— start Source excerpt —

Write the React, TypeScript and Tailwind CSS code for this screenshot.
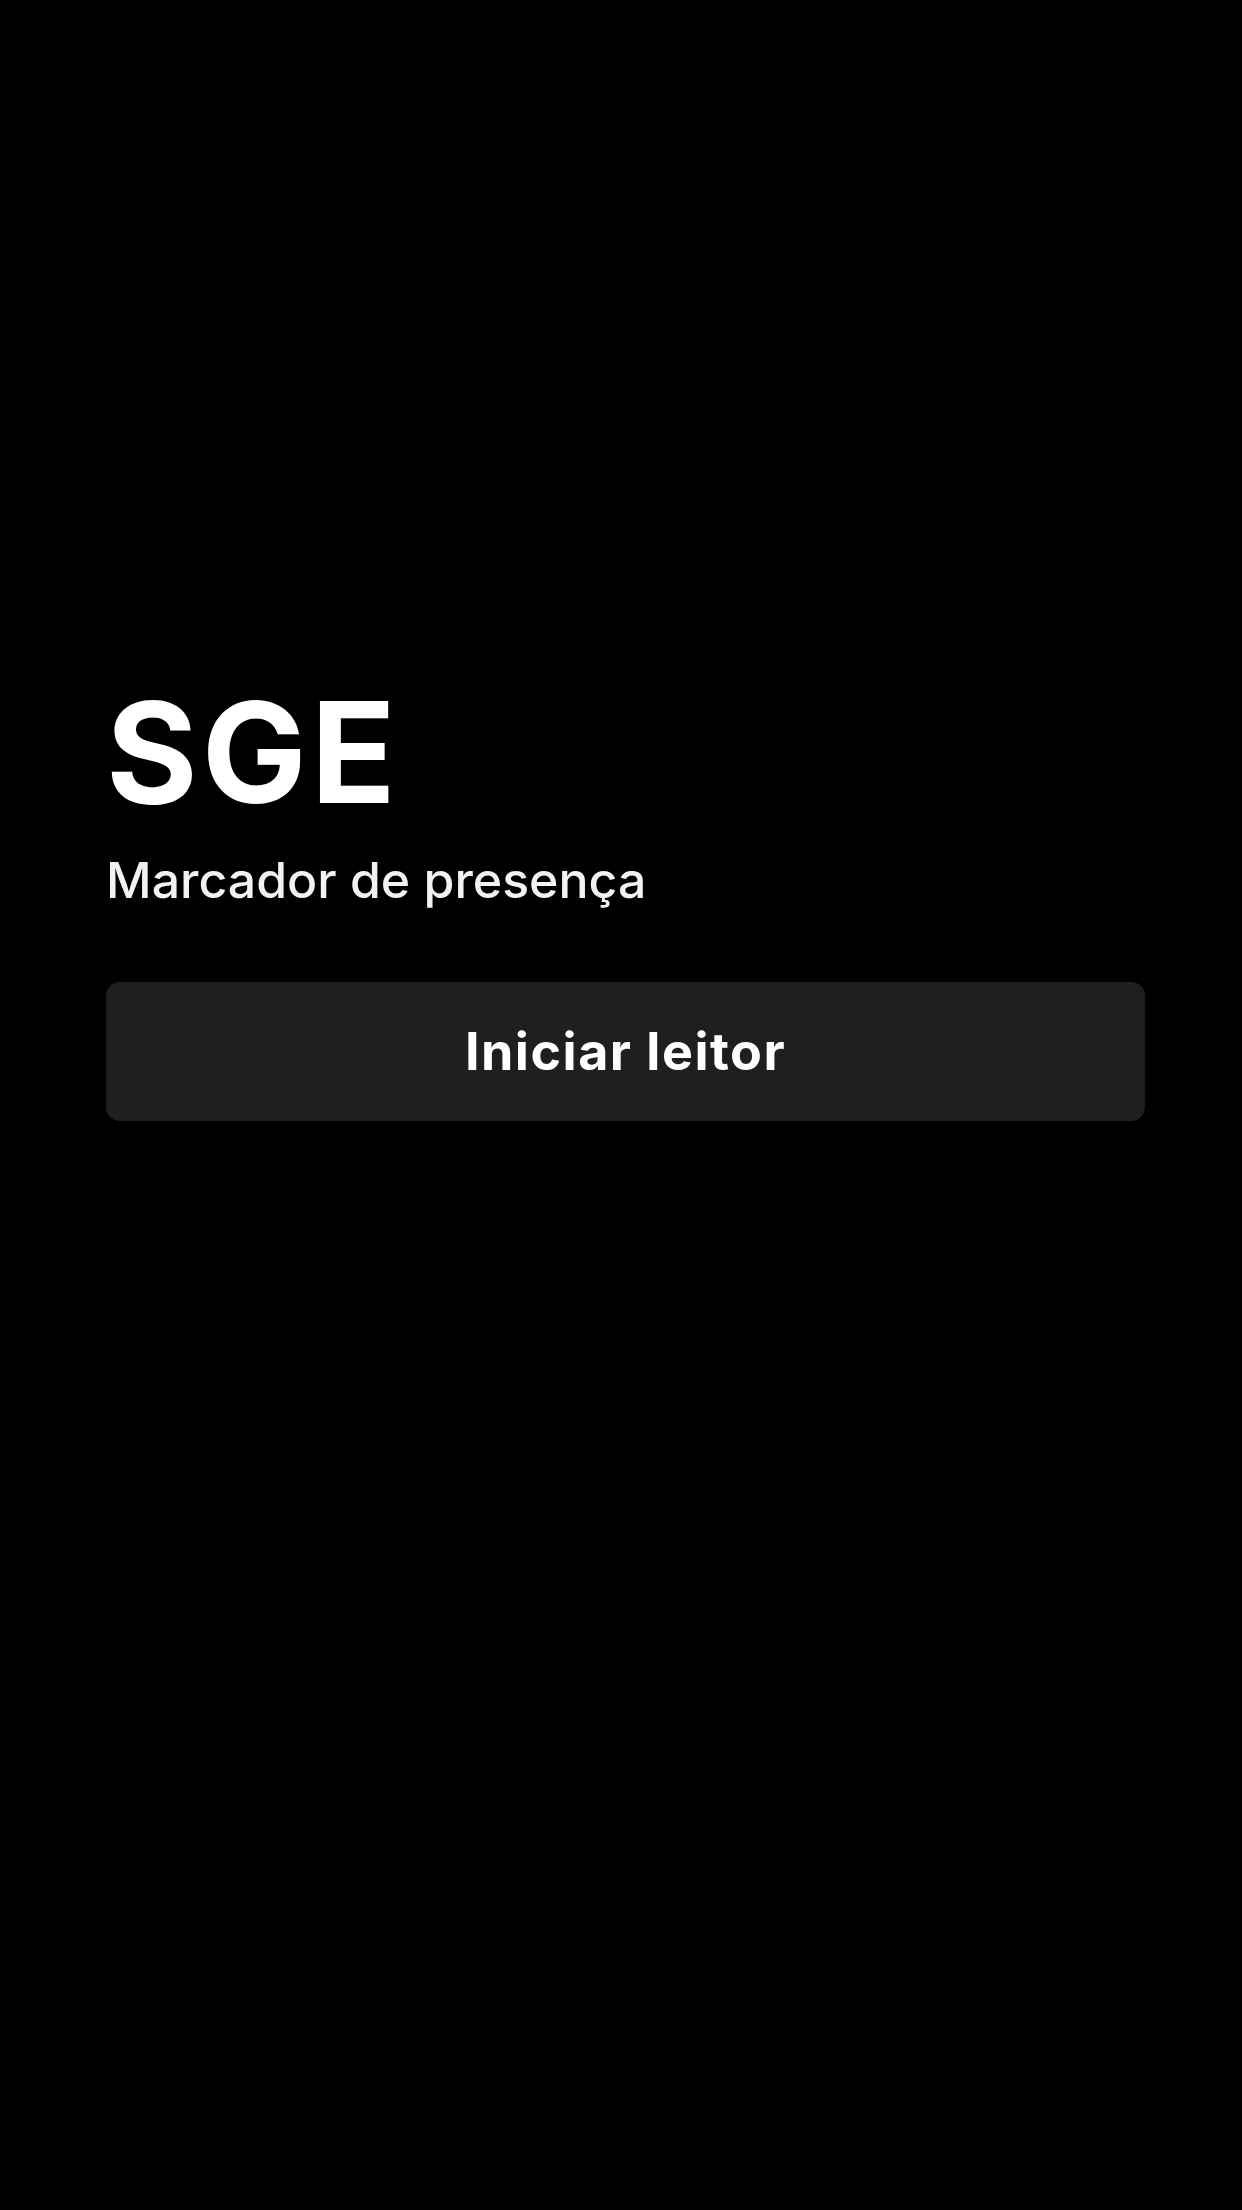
import React from "react";

export default function App() {
  return (
    <div
      className="min-h-[2210px] w-full bg-black text-white"
      style={{ fontFamily: "Inter, 'Noto Sans', sans-serif" }}
    >
      <div className="pl-[106px] pr-[97px] pt-[677px]">
        <h1 className="text-[140px] font-bold leading-[150px] tracking-[4px] text-white">SGE</h1>
        <p className="mt-[23px] text-[50px] font-medium leading-[60px] tracking-[0px] text-[#f2f2f2]">Marcador de presença</p>
        <button className="mt-[72px] flex h-[139px] w-full items-center justify-center rounded-[14px] bg-[#1f1f1f] text-[52px] font-bold tracking-[1.5px] text-white">
          Iniciar leitor
        </button>
      </div>
    </div>
  );
}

— end Source excerpt —

What is being asked – Filter the listing for the word "React" and copy every line that holds it.

Response to this exercise –
Write the React, TypeScript and Tailwind CSS code for this screenshot.
import React from "react";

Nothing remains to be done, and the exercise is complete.